When a connection is established, there is about a 16-18 packet handshake that Vtund does before traffic can actually flow through the tunnel.

When a connection is broken, but the processes are still running, Vtund does nothing for a random amount of minutes and it appears as if the connection is still active. After the random timeout ends, Vtund client turns off the TAP interface and attempts to reconnect. When the Vtund server times out, the TAP process is just killed. Something to note is that the server and clients are independent and could timeout at random times. Prior to Vtundfix, the Vtund configuration could cause further delays when this happens, because you can't wait for one to timeout; they both have to timeout and they do this randomly. The Vtund configuration change that comes with Vtundfix utilizes the "killold" option which allows the server to terminate the old connection if a new client attempts to reconnect (Ex: if the client times out first).

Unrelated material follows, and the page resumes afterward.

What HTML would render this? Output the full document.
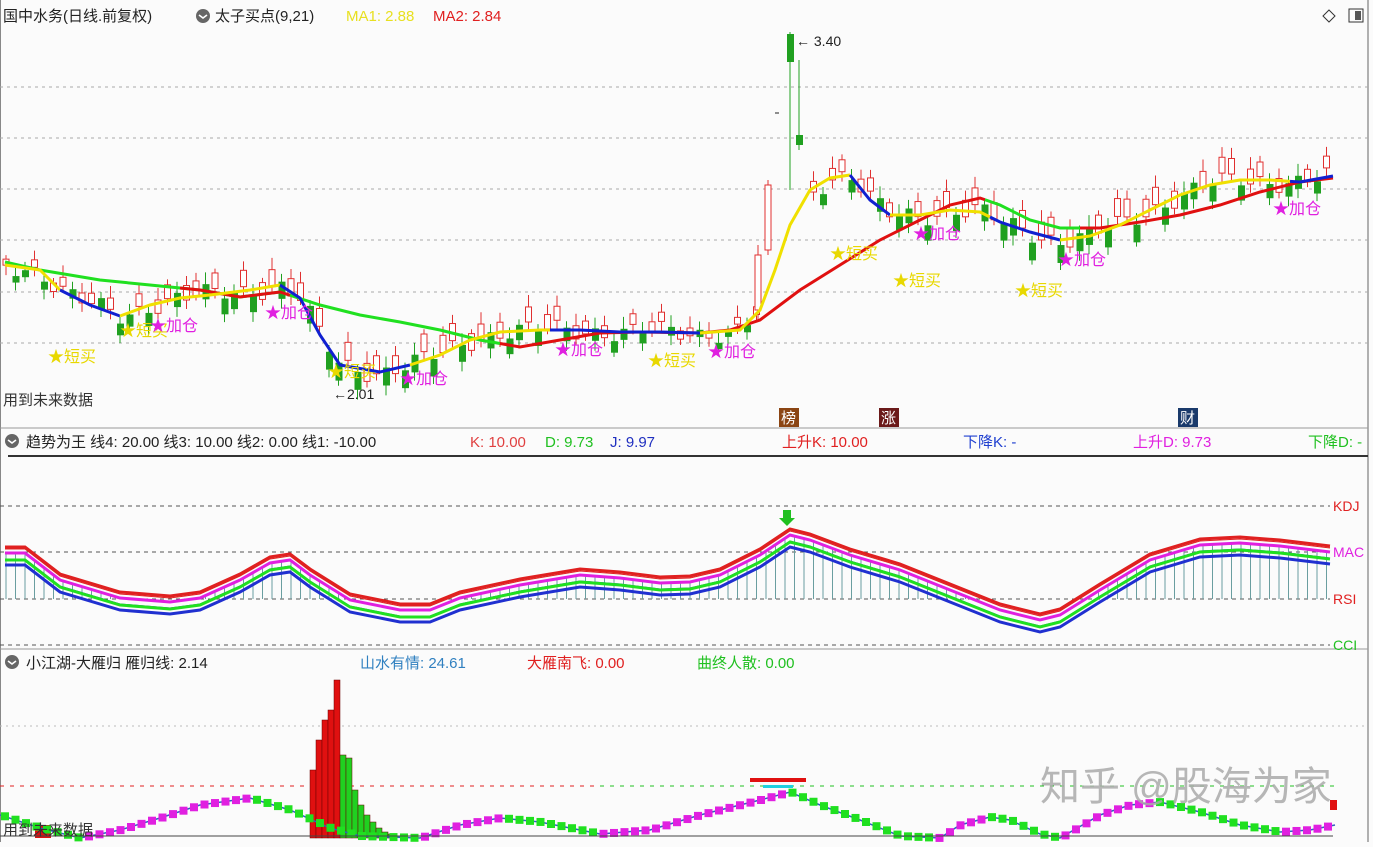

The random timeout could range from 2 minutes to 15 minutes.

The killold option added by the addition of Vtundfix brings a new possible problem to be aware of: two client processes battling for the same connection. If by accident two client processes are created (even if they are created months apart), they will start to fight for the connection by killing each other's connection. It will be a never ending loop. This is something to be aware of, even though Vtundfix handles duplicate client processes.